South Africa to commercialise electric car
Initiatives are underway to commercialise a domestically developed electric car. The Minister of Transport, Mr Sibusiso Ndebele, made the announcement while addressing a G8 Ministerial Conference on Global Environment and Energy in Transport in Rome. This is part of South Africa's plan to move towards a low-carbon economy across all modes of transport.
University offers anti-corruption course as government puts spotlight on corruption
The University of Stellenbosch has created a centre for anti-corruption education and research. Public servants will be taught work ethics as a step to achieve effective governance.

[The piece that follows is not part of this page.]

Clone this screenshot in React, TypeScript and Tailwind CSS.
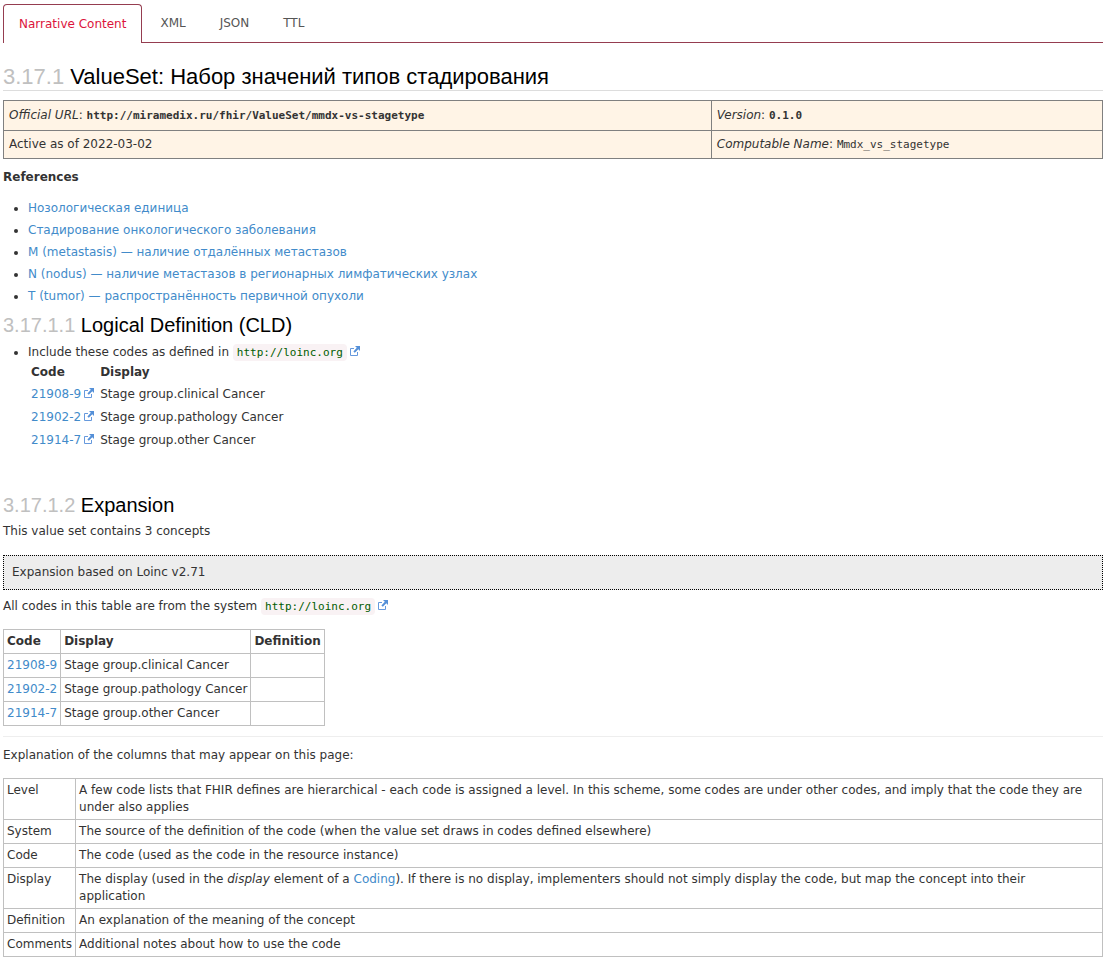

Anti-corruption hotline gets thumbs up
President Jacob Zuma recently announced that since the establishment of the National Anti-Corruption Hotline in 2009 and due to the successful investigation of cases, 235 officials have been found guilty of misconduct, 35 officials were suspended, 120 officials were given final written warnings and 80 officials are being dismissed. Some R100 million was recovered from perpetrators guilty of fraud.
Johannesburg to host international sporting conference
The World Anti-Doping Agency announced that its Foundation Board had selected the City of Johannesburg as the host city for the fourth World Conference on Doping in Sport in 2013.
Over a million have used Gautrain
In the first five months of its existence, 1,2 million people stepped on board the high-speed Gautrain. Of those, about 50% were airport commuters, travelling to OR Tambo International Airport at speeds of up to 160 kilometers an hour.
Quicker student loans on the cards
For the first time since qualification verification became available in South Africa, university students will be able to instantly verify the fact that they have registered. According to the Qualifications Verification Services, student loans can be granted much quicker so that individuals can pay for tuition and buy books sooner than before.